Please write out the lines of the data exactly, beginning with the first and ending with the line containing "import clsx from"; leave the pictures behind.

++++ INFORMATION SUPPLIED

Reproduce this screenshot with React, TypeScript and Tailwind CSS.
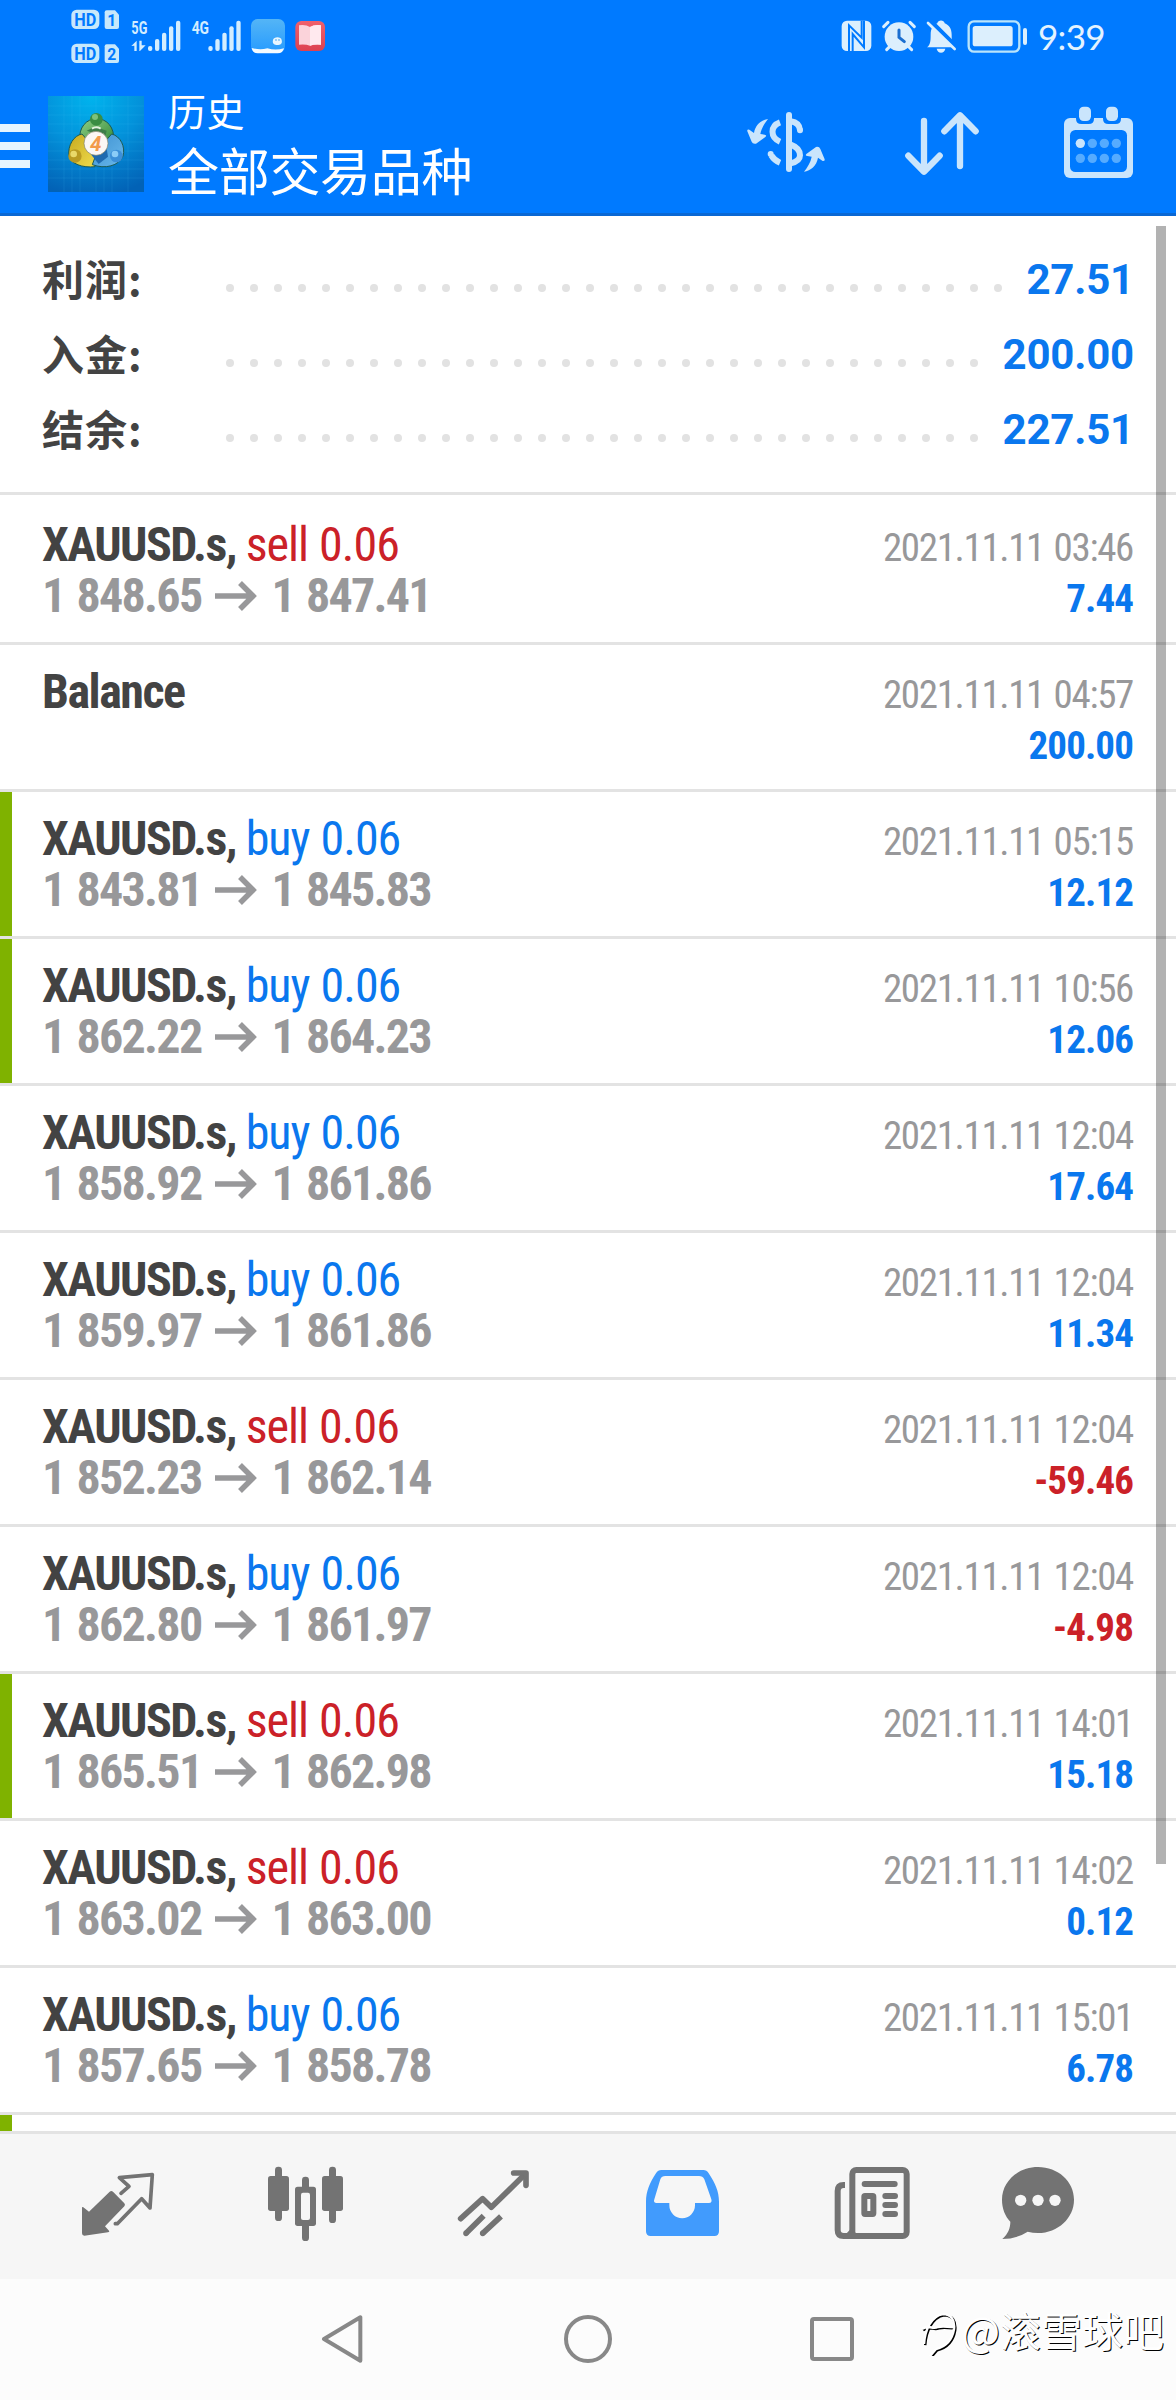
import { useState } from "react";
import clsx from "clsx";

interface Deal {
  symbol: string;
  side?: "buy" | "sell";
  volume?: string;
  open?: string;
  close?: string;
  time: string;
  profit: string;
  marked?: boolean;
}

const DEALS: Deal[] = [
  { symbol: "XAUUSD.s", side: "sell", volume: "0.06", open: "1 848.65", close: "1 847.41", time: "2021.11.11 03:46", profit: "7.44" },
  { symbol: "Balance", time: "2021.11.11 04:57", profit: "200.00" },
  { symbol: "XAUUSD.s", side: "buy", volume: "0.06", open: "1 843.81", close: "1 845.83", time: "2021.11.11 05:15", profit: "12.12", marked: true },
  { symbol: "XAUUSD.s", side: "buy", volume: "0.06", open: "1 862.22", close: "1 864.23", time: "2021.11.11 10:56", profit: "12.06", marked: true },
  { symbol: "XAUUSD.s", side: "buy", volume: "0.06", open: "1 858.92", close: "1 861.86", time: "2021.11.11 12:04", profit: "17.64" },
  { symbol: "XAUUSD.s", side: "buy", volume: "0.06", open: "1 859.97", close: "1 861.86", time: "2021.11.11 12:04", profit: "11.34" },
  { symbol: "XAUUSD.s", side: "sell", volume: "0.06", open: "1 852.23", close: "1 862.14", time: "2021.11.11 12:04", profit: "-59.46" },
  { symbol: "XAUUSD.s", side: "buy", volume: "0.06", open: "1 862.80", close: "1 861.97", time: "2021.11.11 12:04", profit: "-4.98" },
  { symbol: "XAUUSD.s", side: "sell", volume: "0.06", open: "1 865.51", close: "1 862.98", time: "2021.11.11 14:01", profit: "15.18", marked: true },
  { symbol: "XAUUSD.s", side: "sell", volume: "0.06", open: "1 863.02", close: "1 863.00", time: "2021.11.11 14:02", profit: "0.12" },
  { symbol: "XAUUSD.s", side: "buy", volume: "0.06", open: "1 857.65", close: "1 858.78", time: "2021.11.11 15:01", profit: "6.78" },
];

const SUMMARY = [
  { label: "利润:", value: "27.51", dots: 33 },
  { label: "入金:", value: "200.00", dots: 32 },
  { label: "结余:", value: "227.51", dots: 32 },
];

function SimBadges() {
  return (
    <svg className="h-[72px] w-[330px]" viewBox="0 0 990 216">
      {[0, 102].map((y, i) => (
        <g key={y}>
          <rect x="214" y={29 + y} width="84" height="58" rx="16" fill="#c8e8fb" />
          <text x="223" y={77 + y} textLength="66" lengthAdjust="spacingAndGlyphs" fontFamily="Roboto" fontWeight="700" fontSize="54" fill="#007aff">HD</text>
          <path d={`M320 ${31 + y}h25l12 13v37q0 6-6 6h-31q-6 0-6-6v-44q0-6 6-6z`} fill="#c8e8fb" />
          <text x="335" y={77 + y} textAnchor="middle" fontFamily="Roboto" fontWeight="700" fontSize="47" fill="#007aff">{i + 1}</text>
        </g>
      ))}
      <g fill="#d3edff">
        <text x="394" y="103" textLength="48" lengthAdjust="spacingAndGlyphs" fontFamily="Roboto" fontWeight="700" fontSize="56">5G</text>
        <text x="575" y="103" textLength="52" lengthAdjust="spacingAndGlyphs" fontFamily="Roboto" fontWeight="700" fontSize="56">4G</text>
        <path d="M394 138 410 122v31h-7v-16zM418 122h7v14h12l-17 17h-2z" />
        {[444, 625].map((x) => (
          <g key={x}>
            <rect x={x} y="138" width="13" height="15" rx="6" />
            <rect x={x + 21} y="117" width="13" height="36" rx="6" />
            <rect x={x + 42} y="98" width="13" height="55" rx="6" />
            <rect x={x + 63} y="79" width="13" height="74" rx="6" />
            <rect x={x + 84} y="62" width="13" height="91" rx="6" />
          </g>
        ))}
      </g>
      <defs>
        <linearGradient id="cloud" x1="0" y1="0" x2="0" y2="1">
          <stop offset="0" stopColor="#54b5f6" />
          <stop offset="1" stopColor="#269bff" />
        </linearGradient>
        <linearGradient id="book" x1="0" y1="0" x2="0" y2="1">
          <stop offset="0" stopColor="#f0606c" />
          <stop offset="1" stopColor="#dd4150" />
        </linearGradient>
      </defs>
      <rect x="753" y="57" width="102" height="102" rx="20" fill="url(#cloud)" />
      <path d="M755 144q25 7 47 1 25 7 50 0-3 15-19 15h-60q-15 0-18-16z" fill="#f4faff" />
      <path d="M819 120c2-11 25-11 26 0 3 12-4 15-13 15-8 0-16-3-13-15z" fill="#e8f6ff" />
      <circle cx="828" cy="120" r="2.5" fill="#3aa0ee" />
      <circle cx="837" cy="120" r="2.5" fill="#3aa0ee" />
      <rect x="886" y="63" width="89" height="90" rx="18" fill="url(#book)" />
      <path d="M897 76q20-3 33 5 13-8 33-5v58q-20-2-33 3-13-5-33-3z" fill="#fbd3da" />
      <path d="M930 81q13-8 33-5v58q-20-2-33 3z" fill="#ffe9ee" />
    </svg>
  );
}

function StatusIcons() {
  return (
    <svg className="h-[72px] w-[190px]" viewBox="360 0 570 216">
      <g fill="#dceffd">
        <rect x="365" y="62" width="89" height="91" rx="16" />
        <path d="M387 153V76L425 113V62M398 153V102L432 142V62" fill="none" stroke="#007aff" strokeWidth="6" />
        <circle cx="537" cy="110" r="43" />
        <path d="m491 80 13-13M570 67l13 13M500 149l9-9M575 149l-9-9" stroke="#dceffd" strokeWidth="9" strokeLinecap="round" />
        <path d="M537 90v22l16 13" fill="none" stroke="#1c6fd0" strokeWidth="9" strokeLinecap="round" />
        <path d="M621 142c10-8 11-18 11-38 0-18 7-29 20-34 2-11 20-11 22 0 13 5 21 16 21 34 0 20 1 30 11 38z" />
        <path d="M650 146h26q-3 12-13 12t-13-12z" />
        <path d="m622 54 92 92" stroke="#007aff" strokeWidth="14" />
        <path d="m624 69 80 78" stroke="#dceffd" strokeWidth="8" strokeLinecap="round" />
        <rect x="746" y="64" width="152" height="91" rx="16" fill="none" stroke="#b9e4fb" strokeWidth="7" />
        <rect x="758" y="78" width="120" height="61" rx="8" />
        <rect x="909" y="84" width="12" height="51" rx="6" />
      </g>
    </svg>
  );
}

function Logo() {
  return (
    <svg className="size-24" viewBox="144 288 288 288">
      <defs>
        <radialGradient id="sky" cx="0.45" cy="0" r="1.05">
          <stop offset="0" stopColor="#00b4ee" />
          <stop offset="0.5" stopColor="#0391da" />
          <stop offset="1" stopColor="#0262b6" />
        </radialGradient>
        <linearGradient id="green" x1="0" y1="0" x2="1" y2="1">
          <stop offset="0" stopColor="#8fcf86" />
          <stop offset="1" stopColor="#2c8431" />
        </linearGradient>
        <linearGradient id="gold" x1="0" y1="0" x2="1" y2="1">
          <stop offset="0" stopColor="#c7a91f" />
          <stop offset="1" stopColor="#f0dc4c" />
        </linearGradient>
        <linearGradient id="blue" x1="0" y1="0" x2="1" y2="1">
          <stop offset="0" stopColor="#3d8fd0" />
          <stop offset="1" stopColor="#69b9ec" />
        </linearGradient>
      </defs>
      <path d="M144 288h288v288H144z" fill="url(#sky)" />
      <path
        d="M144 318h288M144 345h288M144 372h288M144 399h288M144 426h288M144 453h288M144 480h288M144 507h288M144 534h288M192 288v288M216 288v288M240 288v288M288 288v288M312 288v288M336 288v288M384 288v288"
        stroke="#5cc4ff"
        strokeOpacity="0.12"
        strokeWidth="3"
      />
      <g stroke="#1d5a50" strokeWidth="3">
        <path d="M240 424c-6-42 20-68 50-68s56 26 50 68l-16 20h-68z" fill="url(#green)" />
        <path d="M246 402c-24 4-44 34-39 66 6 24 40 36 78 32l3-50z" fill="url(#gold)" />
        <path d="M335 402c26 6 42 38 34 66-12 30-54 40-92 26l16-44z" fill="url(#blue)" />
        <path d="m272 462 24 30 28-22-4-24z" fill="#1f6aaf" stroke="none" />
        <path d="m260 392 26-12 34 12-4 18z" fill="#3d7d48" stroke="none" />
      </g>
      <circle cx="289" cy="358" r="19" fill="#3a8d43" />
      <circle cx="285" cy="351" r="9" fill="#7cc17b" />
      <path d="M276 386q12-8 26 0" stroke="#e2f2df" strokeWidth="6" fill="none" />
      <circle cx="225" cy="468" r="20" fill="#b99a22" />
      <circle cx="221" cy="462" r="10" fill="#e9d86a" />
      <circle cx="349" cy="468" r="19" fill="#3c8fd8" />
      <circle cx="345" cy="462" r="10" fill="#8bccf7" />
      <circle cx="288" cy="430" r="36" fill="#fbf7f4" stroke="#7b7f63" strokeWidth="2" />
      <text x="287" y="452" textAnchor="middle" fontFamily="Roboto" fontStyle="italic" fontWeight="700" fontSize="62" fill="#f29a4c">4</text>
    </svg>
  );
}

function CurrencyIcon() {
  const arrow = "M144 357C124 360 106 375 102 399L88 389Q80 388 82 394L95 425Q98 433 108 431L136 411Q142 406 134 404L121 402C124 385 134 370 144 357Z";
  return (
    <svg className="h-36 w-24" viewBox="54 216 288 432" fill="none" stroke="#cae5fc" strokeWidth="18">
      <path d="M207 345v162" strokeLinecap="round" />
      <path d="M180 367C150 378 150 412 180 425M180 488Q163 481 154 466" />
      <circle cx="152" cy="462" r="9" fill="#cae5fc" stroke="none" />
      <path d="M212 364Q238 368 240 390" />
      <circle cx="240" cy="391" r="9" fill="#cae5fc" stroke="none" />
      <path d="M212 434C231 441 240 452 240 466S230 486 212 490" />
      <path d={arrow} fill="#cae5fc" stroke="none" />
      <path d={arrow} fill="#cae5fc" stroke="none" transform="rotate(180 198 436)" />
    </svg>
  );
}

function SortIcon() {
  return (
    <svg className="h-36 w-24" viewBox="522 216 288 432" fill="none" stroke="#cae5fc" strokeWidth="19" strokeLinecap="round" strokeLinejoin="round">
      <path d="M612 363v150M565 467l47 48 47-48M720 498V348M673 394l47-48 47 48" />
    </svg>
  );
}

function CalendarIcon() {
  return (
    <svg className="h-36 w-24" viewBox="990 216 288 432">
      <rect x="1032" y="354" width="207" height="180" rx="18" fill="#cae5fc" />
      <rect x="1050" y="390" width="171" height="126" rx="16" fill="#007aff" />
      {[1077, 1158].map((x) => (
        <g key={x}>
          <path d={`M${x - 9} 352h54v4q0 16-16 16h-22q-16 0-16-16z`} fill="#007aff" />
          <rect x={x} y="320" width="36" height="43" rx="14" fill="#cae5fc" />
        </g>
      ))}
      {[430, 475].map((y) =>
        [1081, 1117, 1153, 1189].map((x) => (
          <circle key={`${x}-${y}`} cx={x} cy={y} r="14" fill={x === 1081 && y === 430 ? "#cae5fc" : "#55abff"} />
        ))
      )}
    </svg>
  );
}

const TABS = [
  {
    id: "quotes",
    viewBox: "72 162 564 435",
    icon: (
      <>
        <path d="M246 383q0-4 4-1l17 13 62-60q5-4 10 0l34 35q4 5 0 9l-58 60 12 13q3 4-3 5l-71 10q-7 0-7-7z" fill="currentColor" />
        <path d="M363 340 387 319 358 293 457 284 450 384 425 356 352 431H346" fill="none" stroke="currentColor" strokeWidth="11" strokeLinecap="round" strokeLinejoin="round" />
      </>
    ),
  },
  {
    id: "chart",
    viewBox: "636 162 564 435",
    icon: (
      <g fill="currentColor">
        <rect x="825" y="260" width="21" height="163" rx="10" />
        <rect x="804" y="288" width="63" height="105" rx="8" />
        <rect x="987" y="260" width="21" height="169" rx="10" />
        <rect x="966" y="288" width="63" height="105" rx="8" />
        <rect x="906" y="290" width="21" height="193" rx="10" />
        <rect x="885" y="320" width="63" height="118" rx="8" />
        <rect x="903" y="338" width="27" height="82" rx="6" fill="#f6f6f6" />
      </g>
    ),
  },
  {
    id: "trade",
    viewBox: "0 42 564 435",
    icon: (
      <g fill="none" stroke="currentColor" strokeWidth="17" strokeLinejoin="round">
        <path d="m182 296 66-60 26 26 98-96" strokeLinecap="round" />
        <path d="M341 159h37v37" strokeLinecap="round" />
        <path d="M360 155h24v24z" fill="currentColor" stroke="none" />
        <path d="m198 340 53-53M248 340l55-51" />
        <circle cx="198" cy="340" r="4" strokeWidth="9" />
        <circle cx="248" cy="340" r="4" strokeWidth="9" />
      </g>
    ),
  },
  {
    id: "history",
    viewBox: "564 42 564 435",
    icon: (
      <>
        <path d="M784 150H910Q920 150 926 160C946 190 957 215 957 245V334Q957 348 943 348H752Q738 348 738 334V245C738 215 749 188 768 160Q774 150 784 150Z" fill="currentColor" />
        <path d="M796 168H897Q908 168 913 178L934 238Q937 249 927 249H885V256A38 38 0 0 1 808 256V249H770Q759 249 763 238L781 178Q785 168 796 168Z" fill="#f6f6f6" />
      </>
    ),
  },
  {
    id: "news",
    viewBox: "-12 102 564 435",
    icon: (
      <g fill="none" stroke="currentColor" strokeWidth="18">
        <rect x="217" y="210" width="163" height="198" rx="12" />
        <path d="M195 255h-4q-18 0-18 18v117q0 18 18 18h40" />
        <path d="M200 400h18V380z" fill="currentColor" stroke="none" />
        <path d="M254 252h90M316 288h29M316 315h29M316 342h29" strokeLinecap="round" />
        <rect x="253" y="288" width="27" height="54" rx="2" />
      </g>
    ),
  },
  {
    id: "chat",
    viewBox: "552 102 564 435",
    icon: (
      <>
        <path d="M774 201c60 0 108 43 108 98s-48 100-108 100q-16 0-31-4-34 22-76 22c18-16 24-34 24-52-16-17-25-40-25-66 0-55 48-98 108-98z" fill="currentColor" />
        <g fill="#f6f6f6">
          <circle cx="722" cy="301" r="17" />
          <circle cx="774" cy="301" r="17" />
          <circle cx="825" cy="301" r="17" />
        </g>
      </>
    ),
  },
];

function SummaryRow({ label, value, dots }: { label: string; value: string; dots: number }) {
  return (
    <div className="flex h-[75px] items-center pr-[42px] pl-[42px]">
      <span className="-mt-[5px] w-[176px] text-[42px] leading-[75px] font-bold tracking-[1px] text-[#434343]">{label}</span>
      <div className="mt-[17px] flex">
        {Array.from({ length: dots }, (_, i) => (
          <span key={i} className="mx-2 size-2 rounded-full bg-[#e2e2e2]" />
        ))}
      </div>
      <span className="ml-auto font-[Roboto] text-[42px] leading-[75px] font-bold tracking-[-0.2px] text-[#0a77ee]">{value}</span>
    </div>
  );
}

function DealRow({ deal }: { deal: Deal }) {
  return (
    <div
      className={clsx(
        "flex h-[147px] shrink-0 justify-between border-b-[3px] border-[#e3e3e3] pr-[43px] font-['Roboto_Condensed',Roboto] leading-[51px] [font-stretch:75%] first:h-[150px] first:pt-[3px]",
        deal.marked ? "pl-0" : "pl-[42px]"
      )}
    >
      <div className="flex">
        {deal.marked && <div className="mr-[30px] w-3 bg-[#7fb200]" />}
        <div className="pt-[21px] text-[48px] font-bold tracking-[-1.5px] whitespace-nowrap">
          <p className="text-[#434343]">
            {deal.symbol}
            {deal.side && (
              <>
                ,{" "}
                <span className={clsx("font-normal tracking-[-1px] [word-spacing:1px]", deal.side === "buy" ? "text-[#0a77ee]" : "text-[#cb2128]")}>
                  {deal.side} {deal.volume}
                </span>
              </>
            )}
          </p>
          {deal.open && (
            <p className="flex items-center tracking-[-1.7px] text-[#98989a] [word-spacing:2.5px]">
              {deal.open}
              <svg className="mr-3.5 ml-[14px] h-[30px] w-[42px]" viewBox="0 0 42 30" fill="none" stroke="currentColor" strokeWidth="5.5">
                <path d="M0 15h38M25 2l13 13-13 13" />
              </svg>
              {deal.close}
            </p>
          )}
        </div>
      </div>
      <div className="pt-[25px] text-right text-[39px]">
        <p className="tracking-[-1.35px] text-[#98989a] [word-spacing:2px]">{deal.time}</p>
        <p className={clsx("font-bold tracking-[-0.9px]", deal.profit.startsWith("-") ? "text-[#cb2128]" : "text-[#0a77ee]")}>{deal.profit}</p>
      </div>
    </div>
  );
}

export default function App() {
  const [tab, setTab] = useState("history");

  return (
    <div className="relative flex h-[2400px] w-[1176px] flex-col overflow-hidden bg-white font-['Noto_Sans_CJK_SC',sans-serif]">
      <header className="h-[216px] shrink-0 border-b-[3px] border-[#0a68d4] bg-[#007aff] text-white">
        <div className="flex h-[72px] items-center">
          <SimBadges />
          <div className="mr-[71px] ml-auto flex items-center">
            <StatusIcons />
            <span className="ml-2 w-[67px] font-[Lato] text-[35px] leading-[72px] tracking-[-0.7px] text-[#e4f3ff]">9:39</span>
          </div>
        </div>
        <div className="flex h-36 items-center">
          <button type="button" className="flex w-[30px] flex-col gap-2.5 pt-1" aria-label="Menu">
            <span className="h-2 bg-[#e6f5ff]" />
            <span className="h-2 bg-[#e6f5ff]" />
            <span className="h-2 bg-[#e6f5ff]" />
          </button>
          <div className="ml-[18px]">
            <Logo />
          </div>
          <div className="ml-6 flex flex-col pb-1.5">
            <span className="text-[38px] leading-[56px] tracking-[0.5px]">历史</span>
            <span className="text-[51px] leading-[62px] tracking-[-0.3px]">全部交易品种</span>
          </div>
          <div className="mr-[30px] ml-auto flex gap-[60px]">
            <CurrencyIcon />
            <SortIcon />
            <CalendarIcon />
          </div>
        </div>
      </header>

      <section className="h-[279px] shrink-0 border-b-[3px] border-[#e3e3e3] pt-[26px]">
        {SUMMARY.map((row) => (
          <SummaryRow key={row.label} {...row} />
        ))}
      </section>

      <main className="flex min-h-0 flex-1 flex-col overflow-hidden">
        {DEALS.map((deal, i) => (
          <DealRow key={i} deal={deal} />
        ))}
        <div className="h-4 w-3 shrink-0 bg-[#7fb200]" />
      </main>

      <nav className="flex h-[148px] shrink-0 border-t-[3px] border-[#e3e3e3] bg-[#f6f6f6] pl-6">
        {TABS.map((t) => (
          <button
            key={t.id}
            type="button"
            onClick={() => setTab(t.id)}
            className={clsx("w-[188px] shrink-0", tab === t.id ? "text-[#419bfd]" : "text-[#737373]")}
            aria-label={t.id}
          >
            <svg className="h-[145px] w-[188px]" viewBox={t.viewBox}>
              {t.icon}
            </svg>
          </button>
        ))}
      </nav>

      <div className="flex h-[121px] shrink-0 items-center justify-center gap-[196px] bg-[#fcfcfc] pb-0.5 text-[#888888]">
        <svg className="size-12" viewBox="-72 -72 144 144" fill="none" stroke="currentColor" strokeWidth="12" strokeLinejoin="round">
          <path d="M-60 0 49-65V65z" />
        </svg>
        <svg className="size-12" viewBox="-72 -72 144 144" fill="none" stroke="currentColor" strokeWidth="12">
          <circle r="66" />
        </svg>
        <svg className="size-12" viewBox="-72 -72 144 144" fill="none" stroke="currentColor" strokeWidth="12">
          <rect x="-60" y="-60" width="120" height="120" rx="6" />
        </svg>
      </div>

      <div className="absolute top-[226px] right-2.5 h-[1638px] w-2.5 bg-black/30" />

      <div className="absolute right-[12px] bottom-[43px] flex items-center">
        <svg className="mt-1.5 mr-0.5 h-12 w-10" viewBox="0 0 40 48" fill="none" strokeWidth="2.5">
          <path d="M5 36C6 22 12 8 24 6c8 0 12 6 11 15-2 12-10 18-18 20l-6 7M3 21c8-5 10 1 16-2 5-1 9 0 16 0" stroke="#000" transform="translate(1.2 1.2)" />
          <path d="M5 36C6 22 12 8 24 6c8 0 12 6 11 15-2 12-10 18-18 20l-6 7M3 21c8-5 10 1 16-2 5-1 9 0 16 0" stroke="#fff" />
        </svg>
        <span className="text-[41px] leading-[56px] text-white [text-shadow:1px_1px_0_#000]">@滚雪球吧</span>
      </div>
    </div>
  );
}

++++++++

EXERCISE RESPONSE –
Reproduce this screenshot with React, TypeScript and Tailwind CSS.
import { useState } from "react";
import clsx from "clsx";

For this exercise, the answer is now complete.